▶ WORK TO DO: Transcribe all of the material exactly. Any picture in it should be left out.

▶ INFORMATION SHOWN:
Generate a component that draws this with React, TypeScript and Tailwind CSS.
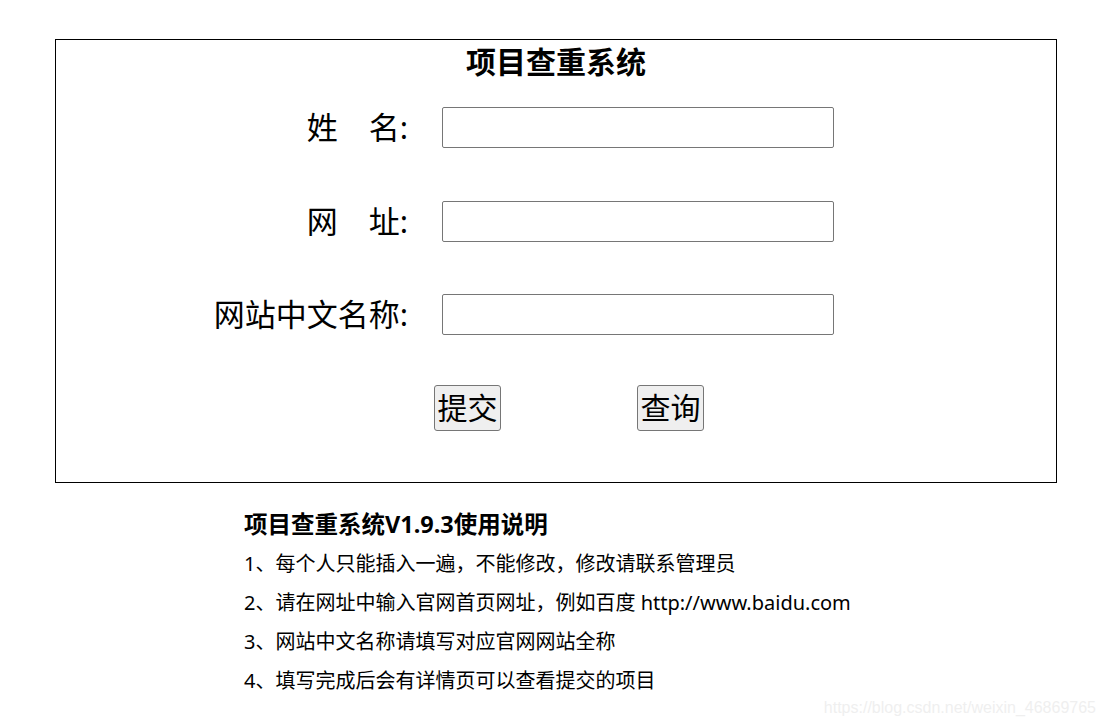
const FONT = "font-['Noto_Sans','Noto_Sans_CJK_SC',sans-serif]";

function Field({ label }: { label: string }) {
  return (
    <div className="flex h-[41px] items-center">
      <label className="w-[352px] text-right text-[31px] leading-[41px] text-black">{label}</label>
      <input
        type="text"
        className="ml-[34px] h-[41px] w-[392px] rounded-[2px] border border-[#767676] bg-white px-2 text-[20px] outline-none"
      />
    </div>
  );
}

function Btn({ children }: { children: string }) {
  return (
    <button className="flex h-[46px] w-[67px] items-center justify-center rounded-[3px] border border-[#767676] bg-[#efefef] text-[30px] leading-none text-black">
      {children}
    </button>
  );
}

export default function App() {
  return (
    <div className={`relative h-[728px] w-full overflow-hidden bg-white pt-[39px] ${FONT}`}>
      {/* main form box */}
      <div className="ml-[55px] flex h-[444px] w-[1002px] flex-col border border-black">
        <h2 className="h-[44px] text-center text-[30px] font-bold leading-[44px] text-black">项目查重系统</h2>

        <div className="mt-[23px] flex flex-col">
          <Field label={'姓\u3000名:'} />
          <div className="mt-[53px]">
            <Field label={'网\u3000址:'} />
          </div>
          <div className="mt-[52px]">
            <Field label="网站中文名称:" />
          </div>
        </div>

        <div className="mt-[50px] flex gap-[136px] pl-[378px]">
          <Btn>提交</Btn>
          <Btn>查询</Btn>
        </div>
      </div>

      {/* usage notes */}
      <div className="ml-[244px] mt-[22px] text-[20px] leading-[39px] text-black">
        <div className="text-[23.5px] font-bold">项目查重系统V1.9.3使用说明</div>
        <div>1、每个人只能插入一遍，不能修改，修改请联系管理员</div>
        <div>2、请在网址中输入官网首页网址，例如百度 http://www.baidu.com</div>
        <div>3、网站中文名称请填写对应官网网站全称</div>
        <div>4、填写完成后会有详情页可以查看提交的项目</div>
      </div>

      {/* watermark */}
      <div className="absolute right-[10px] top-[697px] font-['Liberation_Sans',sans-serif] text-[16px] leading-[22px] text-[#efefef]">
        https://blog.csdn.net/weixin_46869765
      </div>
    </div>
  );
}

▶ THE RESULT:
Generate a component that draws this with React, TypeScript and Tailwind CSS.
const FONT = "font-['Noto_Sans','Noto_Sans_CJK_SC',sans-serif]";

function Field({ label }: { label: string }) {
  return (
    <div className="flex h-[41px] items-center">
      <label className="w-[352px] text-right text-[31px] leading-[41px] text-black">{label}</label>
      <input
        type="text"
        className="ml-[34px] h-[41px] w-[392px] rounded-[2px] border border-[#767676] bg-white px-2 text-[20px] outline-none"
      />
    </div>
  );
}

function Btn({ children }: { children: string }) {
  return (
    <button className="flex h-[46px] w-[67px] items-center justify-center rounded-[3px] border border-[#767676] bg-[#efefef] text-[30px] leading-none text-black">
      {children}
    </button>
  );
}

export default function App() {
  return (
    <div className={`relative h-[728px] w-full overflow-hidden bg-white pt-[39px] ${FONT}`}>
      {/* main form box */}
      <div className="ml-[55px] flex h-[444px] w-[1002px] flex-col border border-black">
        <h2 className="h-[44px] text-center text-[30px] font-bold leading-[44px] text-black">项目查重系统</h2>

        <div className="mt-[23px] flex flex-col">
          <Field label={'姓\u3000名:'} />
          <div className="mt-[53px]">
            <Field label={'网\u3000址:'} />
          </div>
          <div className="mt-[52px]">
            <Field label="网站中文名称:" />
          </div>
        </div>

        <div className="mt-[50px] flex gap-[136px] pl-[378px]">
          <Btn>提交</Btn>
          <Btn>查询</Btn>
        </div>
      </div>

      {/* usage notes */}
      <div className="ml-[244px] mt-[22px] text-[20px] leading-[39px] text-black">
        <div className="text-[23.5px] font-bold">项目查重系统V1.9.3使用说明</div>
        <div>1、每个人只能插入一遍，不能修改，修改请联系管理员</div>
        <div>2、请在网址中输入官网首页网址，例如百度 http://www.baidu.com</div>
        <div>3、网站中文名称请填写对应官网网站全称</div>
        <div>4、填写完成后会有详情页可以查看提交的项目</div>
      </div>

      {/* watermark */}
      <div className="absolute right-[10px] top-[697px] font-['Liberation_Sans',sans-serif] text-[16px] leading-[22px] text-[#efefef]">
        https://blog.csdn.net/weixin_46869765
      </div>
    </div>
  );
}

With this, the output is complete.